Thanks for the help and the info on the importance of epoxy. In regards to the rest of the body and after I finish with the fender, should I go ahead and spray the whole car with epoxy as a sealer coat or just as another epoxy coat and then follow that up with a sealer coat? I’m planning to paint the car SPI medium red, so should I use white epoxy as the final sealer instead of grey or black, correct?
 
Are you happy with how the car looks in primer? Light gray, flat primer can hide a lot of waviness and imperfections. Before I decided what to spray next, I would put a heavy coat of dry guide coat on it and start blocking with 150-180. If everything looks good, you could spray 2 coats of unreduced epoxy, or if it needs it, more 2K. Final sanding should be with 400 before sealer, definitely white, since there is no buff color:D
 
Coronet makes a good point about the coverage of the white epoxy.
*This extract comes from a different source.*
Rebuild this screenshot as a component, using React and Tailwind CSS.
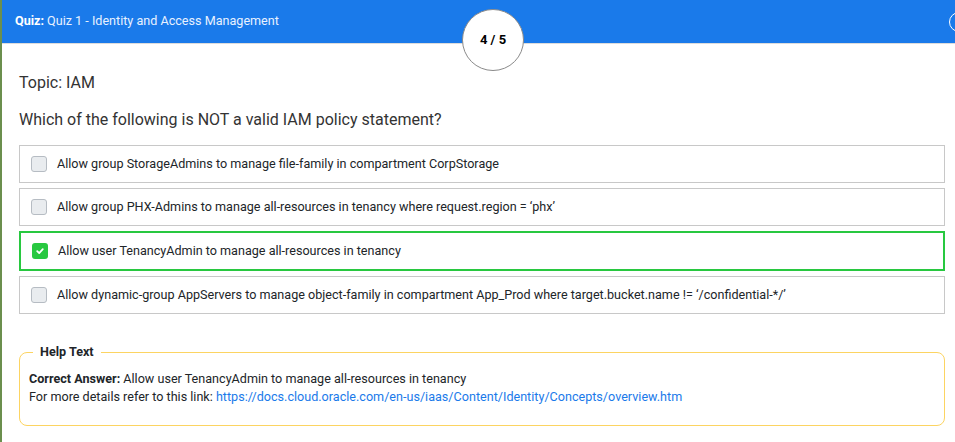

White does not cover as well as the other colors, and you really need a completely white undercoat under the red. One little dark colored spot will take many coats to make it go away.
 
Are you happy with how the car looks in primer? Light gray, flat primer can hide a lot of waviness and imperfections. Before I decided what to spray next, I would put a heavy coat of dry guide coat on it and start blocking with 150-180. If everything looks good, you could spray 2 coats of unreduced epoxy, or if it needs it, more 2K. Final sanding should be with 400 before sealer, definitely white, since there is no buff color:D

I’m happy with were it’s at, but like you said, light grey doesn’t show much. I’ll take your advice and block sand the whole car with a guide coat once I take care of the fender. Can I not go straight to sealer from the blocked 2k if I take it from 180 to 400?